There is many a fat farmer that drinks less cheerfully,
There is many a free French peasant who is richer and sadder than we.
There are no folk in the whole world so helpless or so wise.
There is hunger in our bellies, there is laughter in our eyes;
You laugh at us and love us, both mugs and eyes are wet:
Only you do not know us. For we have not spoken yet.
The fine French kings came over in a flutter of flags and dames.
We liked their smiles and battles, but we never could say their names.
The blood ran red to Bosworth and the high French lords went down;
There was naught but a naked people under a naked crown.
And the eyes of the King’s Servants turned terribly every way,
And the gold of the King’s Servants rose higher every day.
They burnt the homes of the shaven men, that had been quaint and kind,
Till there was no bed in a monk’s house, nor food that man could find.
The inns of God where no man paid, that were the wall of the weak.
The King’s Servants ate them all. And still we did not speak.
And the face of the King’s Servants grew greater than the King:
He tricked them, and they trapped him, and stood round him in a ring.
The new grave lords closed round him, that had eaten the abbey’s fruits,
And the men of the new religion, with their bibles in their boots,
We saw their shoulders moving, to menace or discuss,
And some were pure and some were vile; but none took heed of us.
We saw the King as they killed him, and his face was proud and pale;
And a few men talked of freedom, while England talked of ale.
A war that we understood not came over the world and woke
Americans, Frenchmen, Irish; but we knew not the things they spoke.
They talked about rights and nature and peace and the people’s reign:
And the squires, our masters, bade us fight; and scorned us never again.
Weak if we be for ever, could none condemn us then;
Men called us serfs and drudges; men knew that we were men.
In foam and flame at Trafalgar, on Albuera plains,
We did and died like lions, to keep ourselves in chains,
We lay in living ruins; firing and fearing not
The strange fierce face of the Frenchmen who knew for what they fought,
And the man who seemed to be more than a man we strained against and broke;
And we broke our own rights with him. And still we never spoke.
Our patch of glory ended; we never heard guns again.
But the squire seemed struck in the saddle; he was foolish, as if in pain,
He leaned on a staggering lawyer, he clutched a cringing Jew,
He was stricken; it may be, after all, he was stricken at Waterloo.
Or perhaps the shades of the shaven men, whose spoil is in his house,
Come back in shining shapes at last to spoil his last carouse:
We only know the last sad squires rode slowly towards the sea,
And a new people takes the land: and still it is not we.
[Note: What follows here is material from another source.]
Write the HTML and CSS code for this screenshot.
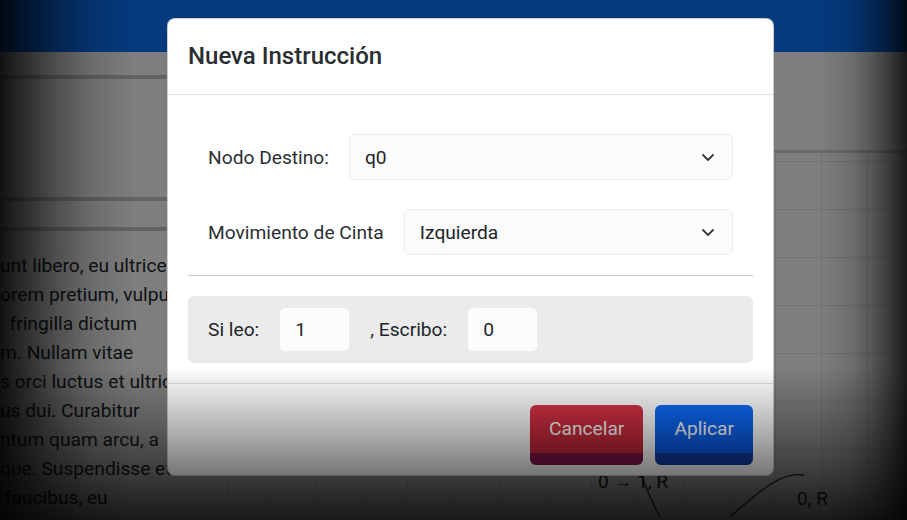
FILE: index.html
```html
<!DOCTYPE html>
<html lang="es">
<head>
<meta charset="utf-8">
<title>Nueva Instrucción</title>
<link rel="stylesheet" href="styles.css">
</head>
<body>
<div class="page">
  <header class="topbar"></header>
  <div class="main">
    <aside class="side">
      <div class="side-toolbar"></div>
      <div class="side-panel"></div>
      <div class="side-tabs"></div>
      <div class="side-text"><span class="ln">unt libero, eu ultrices nibh</span><span class="ln">orem pretium, vulputate</span><span class="ln">  fringilla dictum</span><span class="ln">m. Nullam vitae</span><span class="ln">s orci luctus et ultrices</span><span class="ln">us dui. Curabitur</span><span class="ln">ntum quam arcu, a</span><span class="ln">que. Suspendisse et</span><span class="ln"> faucibus, eu</span></div>
    </aside>
    <section class="workspace">
      <div class="ws-toolbar"></div>
      <div class="canvas">
        <svg class="edges" width="679" height="364" viewBox="0 0 679 364">
          <path d="M412 318 Q420 342 432 364" />
          <path d="M502 364 C530 340 552 318 576 322" />
        </svg>
        <span class="edge-label lbl-a">0 → 1, R</span>
        <span class="edge-label lbl-b">0, R</span>
      </div>
    </section>
  </div>
</div>

<div class="backdrop"></div>

<div class="modal">
  <div class="modal-header">
    <h5 class="modal-title">Nueva Instrucción</h5>
  </div>
  <div class="modal-body">
    <div class="fields">
      <div class="field-row">
        <label class="field-label">Nodo Destino:</label>
        <div class="select">
          <span>q0</span>
          <svg class="chev" width="12" height="7" viewBox="0 0 12 7"><path d="M1 1l5 5 5-5"/></svg>
        </div>
      </div>
      <div class="field-row">
        <label class="field-label">Movimiento de Cinta</label>
        <div class="select">
          <span>Izquierda</span>
          <svg class="chev" width="12" height="7" viewBox="0 0 12 7"><path d="M1 1l5 5 5-5"/></svg>
        </div>
      </div>
    </div>
    <hr class="sep">
    <div class="rw-panel">
      <span>Si leo:</span>
      <div class="mini-input">1</div>
      <span>, Escribo:</span>
      <div class="mini-input">0</div>
    </div>
  </div>
  <div class="modal-footer">
    <button class="btn btn-cancel">Cancelar</button>
    <button class="btn btn-apply">Aplicar</button>
  </div>
</div>

<div class="vignette"></div>
</body>
</html>
```
FILE: styles.css
```css
* { box-sizing: border-box; }

html, body {
  margin: 0;
  padding: 0;
}

body {
  width: 907px;
  height: 520px;
  overflow: hidden;
  font-family: Roboto, "Liberation Sans", sans-serif;
  font-size: 19.2px;
  color: #212529;
  background: #fdfdfd;
  position: relative;
}

/* ---------- background page ---------- */
.page {
  width: 907px;
  height: 520px;
  display: flex;
  flex-direction: column;
  background: #fdfdfd;
}

.topbar {
  height: 52px;
  flex: none;
  background: #0b74ff;
}

.main {
  flex: 1;
  display: flex;
  min-height: 0;
}

.side {
  width: 228px;
  flex: none;
  border-right: 1px solid #e2e2e2;
  display: flex;
  flex-direction: column;
  overflow: hidden;
}

.side-toolbar {
  height: 27px;
  border-bottom: 4px solid #c6c6c6;
}

.side-panel {
  height: 122px;
  border-bottom: 4px solid #c6c6c6;
}

.side-tabs {
  height: 30px;
  border-bottom: 4px solid #c6c6c6;
}

.side-text {
  padding-top: 20px;
  line-height: 29px;
  font-size: 19.2px;
  color: #23262b;
}

.ln {
  display: block;
  white-space: pre;
}

.workspace {
  flex: 1;
  display: flex;
  flex-direction: column;
  min-width: 0;
}

.ws-toolbar {
  height: 101px;
  flex: none;
  border-bottom: 3px solid #d4d4d4;
}

.canvas {
  flex: 1;
  position: relative;
  background-color: #fdfdfd;
  background-image:
    linear-gradient(to right, #e4e4e4 1px, transparent 1px),
    linear-gradient(to bottom, #e4e4e4 1px, transparent 1px);
  background-size: 46px 48px;
  background-position: 41px 56px;
}

.edges {
  position: absolute;
  left: 0;
  top: 0;
}

.edges path {
  fill: none;
  stroke: #2a2a2a;
  stroke-width: 1.3;
}

.edge-label {
  position: absolute;
  font-size: 19px;
  color: #1e1e1e;
  white-space: nowrap;
  line-height: 22px;
}

.lbl-a { left: 370px; top: 318px; }
.lbl-b { left: 569px; top: 335px; }

/* ---------- overlay layers ---------- */
.backdrop {
  position: absolute;
  inset: 0;
  background: rgba(0, 0, 0, 0.5);
}

.vignette {
  position: absolute;
  inset: 0;
  pointer-events: none;
  background:
    linear-gradient(to right, rgba(0,0,0,.86) 0, rgba(0,0,0,.6) 30px, rgba(0,0,0,.35) 60px, rgba(0,0,0,.14) 92px, rgba(0,0,0,0) 135px),
    linear-gradient(to left, rgba(0,0,0,.8) 0, rgba(0,0,0,.55) 17px, rgba(0,0,0,.3) 37px, rgba(0,0,0,.12) 57px, rgba(0,0,0,0) 88px),
    linear-gradient(to bottom, rgba(0,0,0,0) 367px, rgba(0,0,0,.3) 430px, rgba(0,0,0,.52) 472px, rgba(0,0,0,.8) 520px);
}

/* ---------- modal ---------- */
.modal {
  position: absolute;
  left: 167px;
  top: 18px;
  width: 607px;
  background: #fff;
  border: 1px solid rgba(0, 0, 0, 0.2);
  border-radius: 8px;
  overflow: hidden;
}

.modal-header {
  height: 76px;
  padding: 0 20px;
  display: flex;
  align-items: center;
  border-bottom: 1px solid #dee2e6;
}

.modal-title {
  margin: 0;
  font-size: 24px;
  font-weight: 500;
  color: #2a2d31;
  line-height: 1.2;
}

.modal-body {
  padding: 20px 20px 20px;
}

.fields {
  padding: 19px 20px 0;
  display: flex;
  flex-direction: column;
  gap: 29px;
}

.field-row {
  display: flex;
  align-items: center;
  gap: 20px;
}

.field-label {
  color: #2b2f33;
  white-space: nowrap;
}

.select {
  flex: 1;
  height: 46px;
  display: flex;
  align-items: center;
  justify-content: space-between;
  padding: 0 18px 0 15px;
  background: #fbfbfb;
  border: 1px solid #ececec;
  border-radius: 6px;
  color: #212529;
}

.chev path {
  fill: none;
  stroke: #343a40;
  stroke-width: 1.8;
  stroke-linecap: round;
  stroke-linejoin: round;
}

.sep {
  margin: 20px 0;
  border: 0;
  border-top: 1px solid #c9c9c9;
}

.rw-panel {
  display: flex;
  align-items: center;
  gap: 21px;
  padding: 12px 20px;
  background: #ebebeb;
  border-radius: 6px;
}

.mini-input {
  width: 69px;
  height: 43px;
  display: flex;
  align-items: center;
  padding-left: 15px;
  background: #fcfcfc;
  border-radius: 5px;
}

.modal-footer {
  display: flex;
  justify-content: flex-end;
  gap: 12px;
  padding: 21px 20px 10px;
  border-top: 1px solid #dcdcdc;
}

.btn {
  font-family: Roboto, "Liberation Sans", sans-serif;
  font-size: 19.2px;
  color: #fff;
  height: 60px;
  padding: 0 19px;
  border: 0;
  border-radius: 6px;
  line-height: 1;
}

.btn-cancel {
  background: linear-gradient(#d83244, #c02638);
  border-bottom: 12px solid #7e1446;
}

.btn-apply {
  background: linear-gradient(#0d6cfb, #0a5ae2);
  border-bottom: 12px solid #11389e;
}
```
They have given us into the hand of new unhappy lords,
Lords without anger or honour, who dare not carry their swords.
They fight by shuffling papers; they have bright dead alien eyes;
They look at our labour and laughter as a tired man looks at flies.
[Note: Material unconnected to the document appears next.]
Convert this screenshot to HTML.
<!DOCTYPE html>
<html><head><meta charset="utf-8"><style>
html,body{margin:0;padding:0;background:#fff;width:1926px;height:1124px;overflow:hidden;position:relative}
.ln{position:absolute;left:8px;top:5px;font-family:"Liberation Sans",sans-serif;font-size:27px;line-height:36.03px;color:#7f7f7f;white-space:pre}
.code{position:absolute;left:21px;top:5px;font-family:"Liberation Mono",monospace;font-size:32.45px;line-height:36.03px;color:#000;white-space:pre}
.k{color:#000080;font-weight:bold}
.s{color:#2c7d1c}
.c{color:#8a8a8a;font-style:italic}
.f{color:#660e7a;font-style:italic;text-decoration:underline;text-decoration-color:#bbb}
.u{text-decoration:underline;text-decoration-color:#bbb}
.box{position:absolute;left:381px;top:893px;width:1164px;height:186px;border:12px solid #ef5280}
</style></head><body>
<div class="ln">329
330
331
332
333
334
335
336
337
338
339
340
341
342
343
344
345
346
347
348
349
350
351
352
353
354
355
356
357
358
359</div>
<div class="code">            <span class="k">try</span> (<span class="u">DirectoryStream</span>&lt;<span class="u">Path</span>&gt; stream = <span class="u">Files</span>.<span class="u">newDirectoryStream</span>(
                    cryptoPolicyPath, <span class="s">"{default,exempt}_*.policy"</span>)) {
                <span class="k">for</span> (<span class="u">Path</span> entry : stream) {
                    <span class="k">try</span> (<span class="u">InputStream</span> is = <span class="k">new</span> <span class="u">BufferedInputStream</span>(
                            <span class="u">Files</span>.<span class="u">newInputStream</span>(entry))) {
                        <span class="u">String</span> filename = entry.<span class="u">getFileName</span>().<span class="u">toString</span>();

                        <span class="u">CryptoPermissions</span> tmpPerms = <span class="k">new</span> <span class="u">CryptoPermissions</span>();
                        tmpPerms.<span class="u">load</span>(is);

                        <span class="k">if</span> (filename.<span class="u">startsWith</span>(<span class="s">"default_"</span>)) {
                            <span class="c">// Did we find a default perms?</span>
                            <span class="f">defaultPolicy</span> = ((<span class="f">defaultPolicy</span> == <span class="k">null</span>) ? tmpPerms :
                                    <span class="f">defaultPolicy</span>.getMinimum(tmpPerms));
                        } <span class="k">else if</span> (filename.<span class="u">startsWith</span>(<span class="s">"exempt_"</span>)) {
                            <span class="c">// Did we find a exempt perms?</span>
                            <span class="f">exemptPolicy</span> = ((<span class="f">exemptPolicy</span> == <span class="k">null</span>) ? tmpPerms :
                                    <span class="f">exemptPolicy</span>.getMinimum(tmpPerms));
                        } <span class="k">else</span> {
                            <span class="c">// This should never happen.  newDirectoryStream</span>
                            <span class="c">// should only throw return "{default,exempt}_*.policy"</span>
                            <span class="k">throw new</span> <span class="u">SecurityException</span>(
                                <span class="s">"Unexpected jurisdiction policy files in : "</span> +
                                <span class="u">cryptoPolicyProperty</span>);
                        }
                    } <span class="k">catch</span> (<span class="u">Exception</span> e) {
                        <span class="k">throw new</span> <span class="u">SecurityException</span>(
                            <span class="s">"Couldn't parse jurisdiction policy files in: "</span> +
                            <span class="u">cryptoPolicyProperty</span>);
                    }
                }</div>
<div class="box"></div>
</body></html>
And the load of their loveless pity is worse than the ancient wrongs,
Their doors are shut in the evening; and they know no songs.
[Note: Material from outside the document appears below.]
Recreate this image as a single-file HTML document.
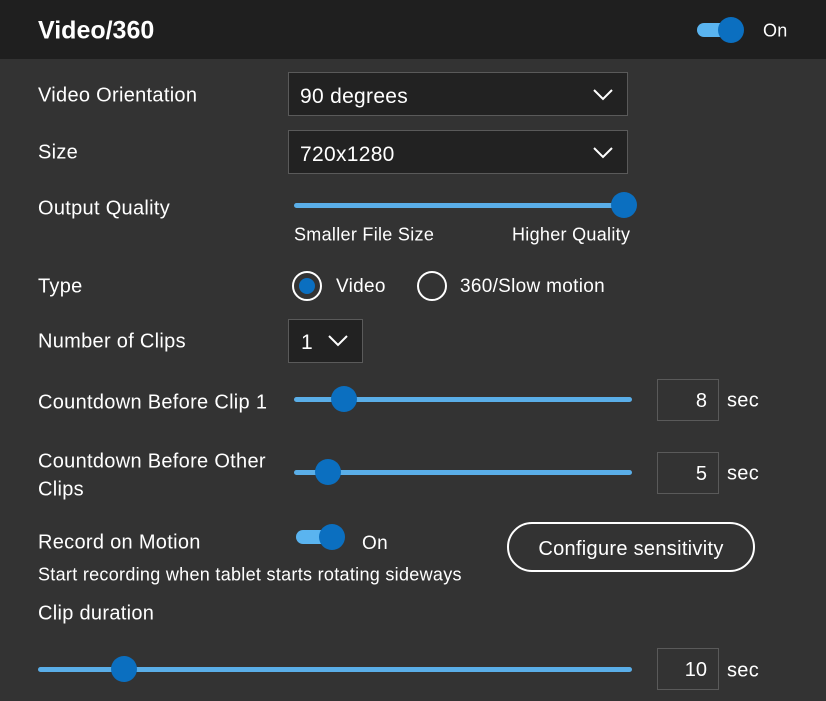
<!DOCTYPE html><html><head><style>
body{margin:0;width:826px;height:701px;background:#333;font-family:"Liberation Sans",sans-serif;color:#fff;position:relative;overflow:hidden}
.a{position:absolute;white-space:nowrap;font-size:20px;letter-spacing:0.3px;transform:translateY(-50%)}
.hd{position:absolute;left:0;top:0;width:826px;height:59px;background:#1f1f1f}
.dd{position:absolute;background:#222;border:1px solid #5a5a5a;box-sizing:border-box}
.tr{position:absolute;height:5px;background:#5aaee8;border-radius:3px}
.th{position:absolute;width:26px;height:26px;border-radius:50%;background:#0b6fc0}
.bx{position:absolute;width:62px;height:42px;border:1px solid #5a5a5a;box-sizing:border-box;text-align:right;padding-right:11px;line-height:42px;font-size:20px}
.tg{position:absolute;width:36px;height:14px;border-radius:7px;background:#5ab4f0}
</style></head><body>
<div class="hd"></div>
<div class="a" style="left:38px;top:31px;font-size:25px;font-weight:bold;letter-spacing:0px">Video/360</div>
<div class="tg" style="left:697px;top:23px"></div><div class="th" style="left:718px;top:17px"></div>
<div class="a" style="left:763px;top:31px;font-size:18px">On</div>

<div class="a" style="left:38px;top:96px">Video Orientation</div>
<div class="dd" style="left:288px;top:72px;width:340px;height:44px"></div>
<div class="a" style="left:300px;top:97px;font-size:21px">90 degrees</div>
<svg style="position:absolute;left:592px;top:88px" width="22" height="14"><path d="M2 2 L11 11 L20 2" stroke="#fff" stroke-width="2" fill="none"/></svg>

<div class="a" style="left:38px;top:153px">Size</div>
<div class="dd" style="left:288px;top:130px;width:340px;height:44px"></div>
<div class="a" style="left:300px;top:155px;font-size:21px">720x1280</div>
<svg style="position:absolute;left:592px;top:146px" width="22" height="14"><path d="M2 2 L11 11 L20 2" stroke="#fff" stroke-width="2" fill="none"/></svg>

<div class="a" style="left:38px;top:209px">Output Quality</div>
<div class="tr" style="left:294px;top:203px;width:330px"></div><div class="th" style="left:611px;top:192px"></div>
<div class="a" style="left:294px;top:235px;font-size:18px">Smaller File Size</div>
<div class="a" style="left:512px;top:235px;font-size:18px">Higher Quality</div>

<div class="a" style="left:38px;top:287px">Type</div>
<div style="position:absolute;left:292px;top:271px;width:26px;height:26px;border:2px solid #fff;border-radius:50%"></div>
<div style="position:absolute;left:299px;top:278px;width:16px;height:16px;background:#0b6fc0;border-radius:50%"></div>
<div class="a" style="left:336px;top:287px;font-size:19px">Video</div>
<div style="position:absolute;left:417px;top:271px;width:26px;height:26px;border:2px solid #fff;border-radius:50%"></div>
<div class="a" style="left:460px;top:287px;font-size:19px">360/Slow motion</div>

<div class="a" style="left:38px;top:342px">Number of Clips</div>
<div class="dd" style="left:288px;top:319px;width:75px;height:44px"></div>
<div class="a" style="left:301px;top:343px;font-size:21px">1</div>
<svg style="position:absolute;left:327px;top:334px" width="22" height="14"><path d="M2 2 L11 11 L20 2" stroke="#fff" stroke-width="2" fill="none"/></svg>

<div class="a" style="left:38px;top:403px">Countdown Before Clip 1</div>
<div class="tr" style="left:294px;top:397px;width:338px"></div><div class="th" style="left:331px;top:386px"></div>
<div class="bx" style="left:657px;top:379px">8</div>
<div class="a" style="left:727px;top:401px">sec</div>

<div class="a" style="left:38px;top:462px">Countdown Before Other</div>
<div class="a" style="left:38px;top:490px">Clips</div>
<div class="tr" style="left:294px;top:470px;width:338px"></div><div class="th" style="left:315px;top:459px"></div>
<div class="bx" style="left:657px;top:452px">5</div>
<div class="a" style="left:727px;top:474px">sec</div>

<div class="a" style="left:38px;top:543px">Record on Motion</div>
<div class="tg" style="left:296px;top:530px"></div><div class="th" style="left:319px;top:524px"></div>
<div class="a" style="left:362px;top:544px;font-size:19px">On</div>
<div class="a" style="left:38px;top:575px;font-size:18px">Start recording when tablet starts rotating sideways</div>
<div style="position:absolute;left:507px;top:522px;width:248px;height:50px;border:2px solid #fff;border-radius:25px;box-sizing:border-box;text-align:center;line-height:50px;font-size:20px;letter-spacing:0.3px">Configure sensitivity</div>

<div class="a" style="left:38px;top:614px">Clip duration</div>
<div class="tr" style="left:38px;top:667px;width:594px"></div><div class="th" style="left:111px;top:656px"></div>
<div class="bx" style="left:657px;top:648px">10</div>
<div class="a" style="left:727px;top:671px">sec</div>
</body></html>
We hear men speaking for us of new laws strong and sweet,
Yet is there no man speaketh as we speak in the street.
It may be we shall rise the last as Frenchmen rose the first,
Our wrath come after Russia’s wrath and our wrath be the worst.
It may be we are meant to mark with our riot and our rest
God’s scorn for all men governing. It may be beer is best.
But we are the people of England; and we have not spoken yet.
Smile at us, pay us, pass us. But do not quite forget.
A very powerful essay and a good read, in the sense of it hits the spot. But depressing and anger-inducing at the same time. I despair for our country but will resist the pygmies who have brought us to this state in every way I can.
The seed was British.
The seed is British, because a seed has no form and no time.
The seed is original, and originality holds the pattern that form must act out.